The word 'quartet' was a key to how the piece was made to be so compelling. Each channel of the piece was a real member of an aural ensemble that worked in tandem to evolve through a spectrum of timbral realms: from standard music realms like that of percussion, winds, piano, and voice; through the more noise-filled realms of rock guitar concerts and car crashes; all the way to whimsical realms of telephone ringing and even horror-movie screaming. To achieve the tight coordination of an ensemble, Marclay made very specific use of DVD's unique capabilities over analog tape or video. Whereas four tapes would easily fall out of sync with each other because of the way they sequentially access their data, four DVDs can be indexed to maintain precise synchronization among all channels throughout the duration of a piece. This synchronization was unexpectedly emphasized the most clearly when the credits rolled on Video Quartet's conclusion: the credits rolled horizontally, from channel to channel, indicating just how in sync all four channels were.

While witnessing the Video Quartet, I heard some similarities between the way Marclay structures his quartet and the way that composer Steve Reich structures much of his music. Namely, Marclay plays with the use of canon (the varied imitation of an aural segment from one ensemble member to other ensemble members). Canon has been used for hundreds of years, but both Reich and Marclay focus on very close canons, in which imitation will begin very soon, even before the original sounding has ceased. In his early tape pieces and into his instrumental works, Reich experimented with the idea that the layering of many close canons will form a phase (the systematic rising and falling of amplitude in an audio signal). Spectrographic imaging has shown us that phasing is present from all sounds, but Reich borrowed from the traditions of non-Western music to demonstrate how phasing can be created on an audible scale and used to organize a sound piece. Many DJs have not only sampled Reich's music (as is heard on the recent album Reich Remixed), but they have adopted some of the techniques that Reich himself adopted from non-Western cultures.
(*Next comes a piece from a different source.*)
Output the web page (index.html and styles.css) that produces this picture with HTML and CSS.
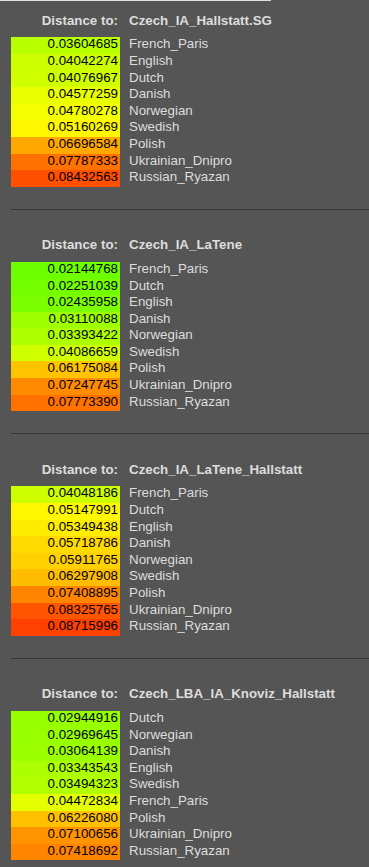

Marclay uses close canons and phasing in Video Quartet, which might be what Weil refers to as "deejay remix strategies." Moreover, Marclay introduces a visual dimension to what has been generally used as an audio technique, and this gives him an additional flexibility in structuring the whole piece. Most pieces I've heard that use phasing tend to develop through associative evolution rather than segmentation. As opposed to many Western pieces that are formed with segments and phrases, phasing pieces are hard to clearly segment: sounds evolve associatively (many times a sound is extremely similar to the sound preceding and following it) with phases. This is not to say that associatively evolving pieces don't change-- rather, they are just harder to parse. Marclay's piece works with association, but on both aural and visual levels. Consequently, not only will aural association link the flam of a snare drum to the slam of a piano lid (laying the foundation for a wonderful aural progression of piano lid-slams), visual association will link the close-up of Ella Fitzgerald singing cheerfully to the close-up of Janet Leigh screaming in horror.

The overall effect of these layers of close canon, phasing, aural and visual association are what I mean by the subverted, hidden musicality of these film clips. Marclay's technique points out that images can be musical. For instance, who knew that the juxtaposition of Jane Fonda trailing a feather across her face, and Doris Day sitting alone on a bed, would be so graceful? Who knew that a series of lone musicians, each playing their instrument in their separate channels of solitude, would be so evocative, with or without the sounds that they make?

Though there is progression in Video Quartet, I think that Marclay not only strikes at what composer Morton Feldman refers to "the sound of the sounds themselves," but also the looks of the images themselves. These sounds and looks highlight associations in Hollywood film clips, showing both unexpected moments and surprising progressions without cynicism, kitch, or anxiety. Considering some current trends in digital art-making and video appropriation, that is an refreshing feat in itself.


Feldman, Morton. Give My Regards to Eighth Street. Cambridge, MA: Exact Change, 2000.

Weil, Benjamin. "Art in Digital Times: From Technology to Instrument." Leonardo, volume 35, number 5, 2002.